I’m heading to Florida again, to the sun, the surf; to time splashing with my babies and holding hands with my husband. To my dad.
Last year, when I was visiting my dad for the first time since he left us, I was anxious. I was bitchy, I was on edge, and I nearly ruined our vacation, sick with the anticipation of visiting the place where my dad lay in the ground.
I think this time is different. I am still anxious, I have been bitchy, I am on edge and I am nearly sick with the anticipation of visiting the place where my dad lays in the ground. I’m just going to try really hard not to ruin our vacation with my grief this time.
Grief is a funny thing. My grief is a funny thing. I often think that it lives really low, way down in my belly, suppressed by the thought of travelling all that way to my heart, through all those acids and organs, and so it sits, heavy but dormant. Until.
Until conversation turns to the subject of him and I realize that we are speaking in the past tense. Until Bruce Springsteen comes on the radio, or I have a question that sends me instinctually to the phone, to dial his number for the elusive answer.
Until we plan to return to Florida and I have to visit him at Florida National Cemetery instead of in his living room.
Last year I introduced him to the granddaughter he left mere weeks too soon to meet. This year, I probably won’t bring her. An hour’s drive to a cemetery with prickly grass and not enough shade with a child who will understand that I am sad but not understand why, makes going to the cemetery even less appealing. But should I bring Bee? My lovely, sweet, inquisitive 4 ½ year old who knows that Big Guy is not around anymore, but has no idea of mortality, of the hard reality of death – of anything beyond, Big Guy died and Mummy is sad?
The other day, she asked me where heaven was. I took a deep breath and said, well, if you believe in heaven, then it’s in the sky. Oh, Bee replied, ok. Then she added, what is heaven? Another deep breath. Well, I said, if you believe in heaven, then you believe that it is the place you go after you die. Oh, she said again, ok.
I don’t’ really believe in heaven, or hell, or any utopian or fiery place that the spirit goes when you die. At least, I don’t think I do. I don’t know. What I do know is that I don’t’ want to have to explain to my lovely, sweet, inquisitive 4 ½ year old that we are standing on top of the place where my father’s bones are buried. That the stone with his name on it is marking the place where my father’s bones are buried. That we put rocks on the stone to signify that we were here, that he is missed, that he is loved. I don’t lie to my kids, but I’m not quite ready to tell them the truth.

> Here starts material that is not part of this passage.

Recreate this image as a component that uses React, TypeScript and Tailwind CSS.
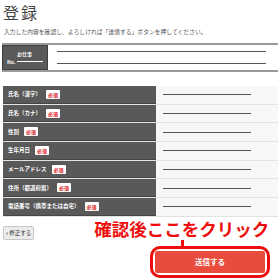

So I’ll make the drive to Florida National Cemetery with Chris next to me and nobody in the backseat, distracting ourselves from the thought of our destination with jokes and music and wistful comments about how nice it is to be able to have an uninterrupted conversation, thanks to the empty backseat.
But I’ll feel it rising. That ball of grief that usually sits heavy but docile in my belly. I’ll feel my stomach churn as it snakes its way up; I’ll feel my breath get shallower as it pushes against my expanding lungs until finally my heart starts beating double-time, conceding space to this thing that callously left the spot it had burned in my body to thrust itself onto my consciousness, into my blood, into my throat.
I will sit and weep as I look at the words on the headstone. I will miss him and curse him and think that I am ready for this pain, but I won’t be. And eventually, my grief and my husband and I will have to leave; to get back to my children and our vacation and our life. And I will leave my dad, under the ground made heavier by the weight of the rocks I have placed on his grave marker and the weight of my tears seeping into the soil, and I will leave him to the earth; to the trees, whose dappled shade dances at the foot of his grave.